From a neuroscience perspective, Sapolsky pointed to several exciting new areas of research. "It's becoming clear that in the hippocampus, the part of the brain most susceptible to stress hormones, you see atrophy in people with post-traumatic stress disorder and major depression," he said. "There's a ton of very exciting, very contentious work as to whether stress is causing that part of the brain to atrophy, and if so, is it reversible. Or does having a small hippocampus make you more vulnerable to stress-related traumas? There's evidence for both sides."
He also cited new studies suggesting that chronic stress causes DNA to age faster. "Over time, the ends of your chromosomes fray, and as they fray your DNA stops working as well, and eventually that could wind up doing in the cell," he said. "There are now studies showing that chromosomal DNA aging accelerates in young, healthy humans who experience something incredibly psychologically stressful. That's a huge finding."
According to Sapolsky, the most important new area of neuroscience research may be the effort to understand differences in the way individuals respond to stress. "This gets you into the realm of why do some people see stressors that other people don't, and why, in the face of something that is undeniably a stressor to everybody, do some people do so much worse than others?" he said. "Genes, no doubt, have something to do with it, but not all that much. However, there is evidence about development beginning with fetal life—prenatal stress, stress hormones from the mom getting through fetal circulation—having all sorts of long-term effects.

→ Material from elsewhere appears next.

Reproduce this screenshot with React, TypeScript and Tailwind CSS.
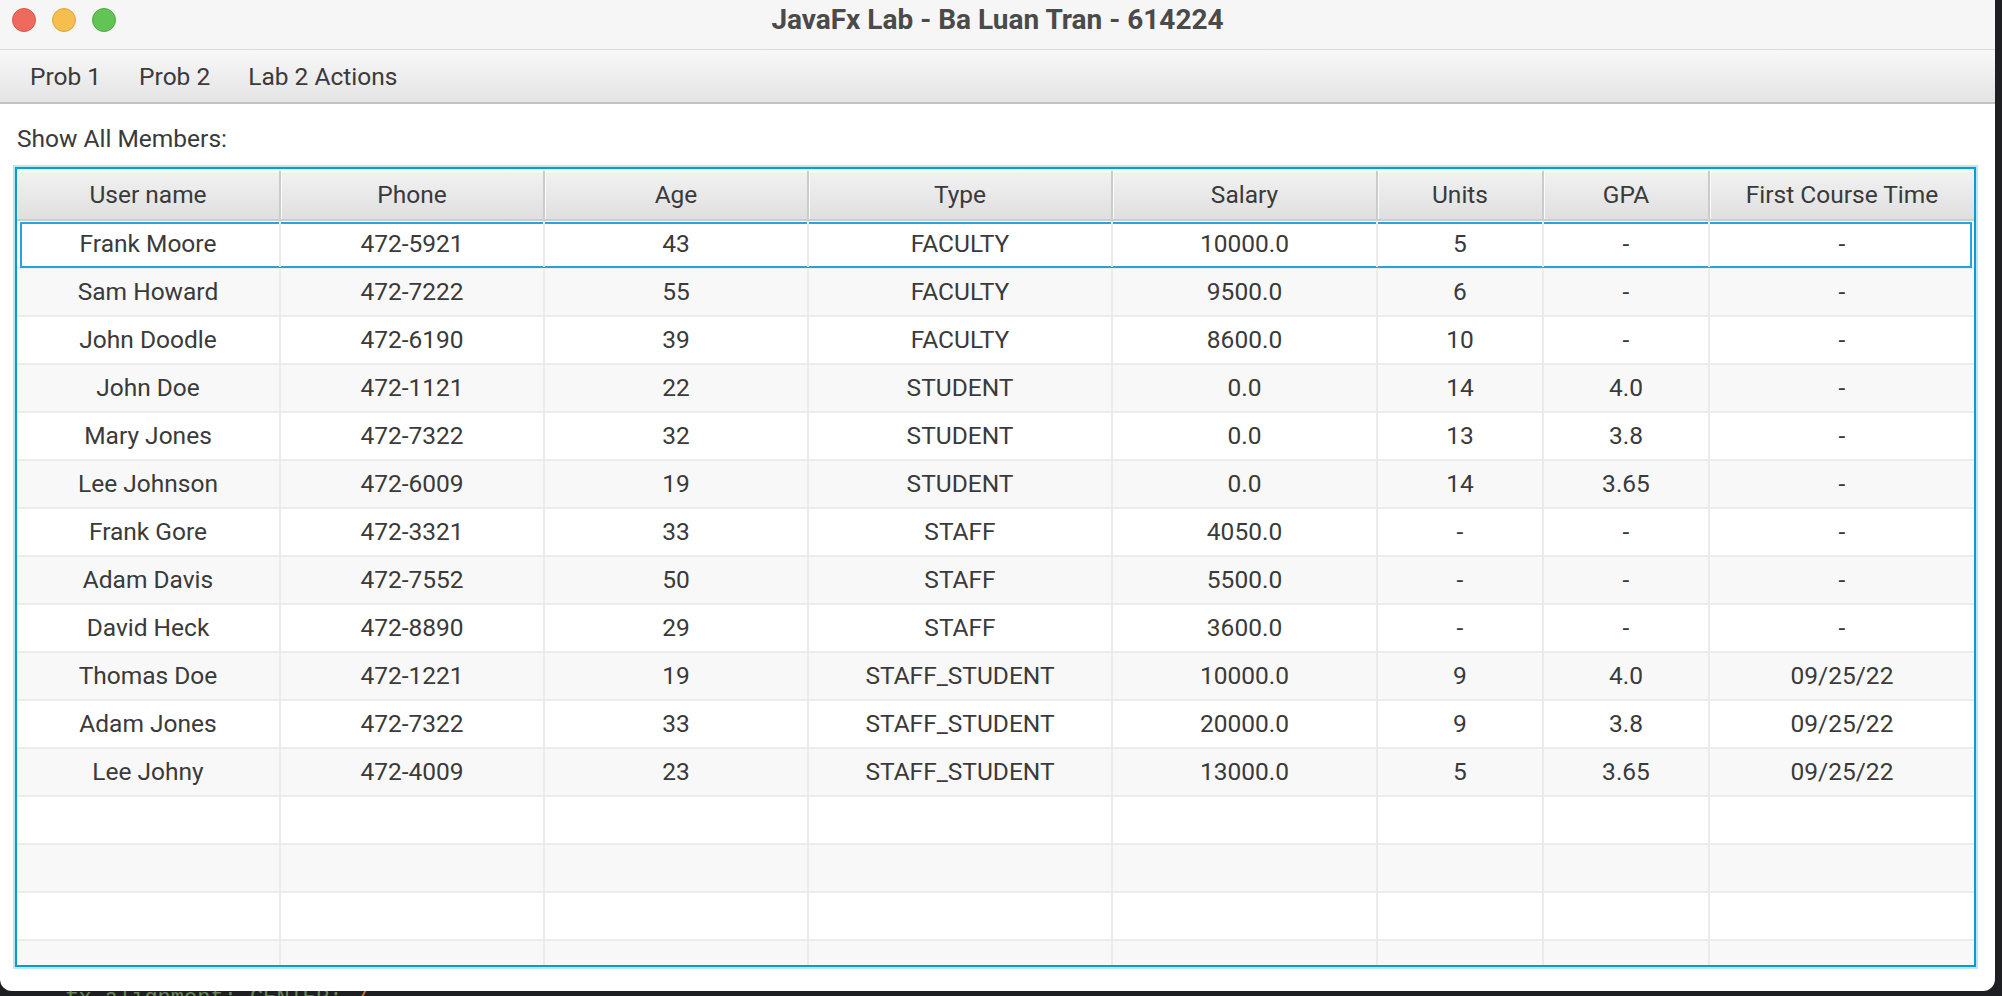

"We're now about 70 years into thinking that sustained stress can do bad things to your health. The biggest challenge for the next 70 years is figuring out why some of us are so much more vulnerable than others."
In the meantime, Sapolsky suggested that people do whatever they can to reduce stress in their daily lives. "Try stress management, change your priorities or go into therapy," he said. "It takes work. Some people clearly never can overcome it. But the same things that make us smart enough to generate the kind of psychological stress that's unheard of in other primates can be the same things that can protect us. We are malleable."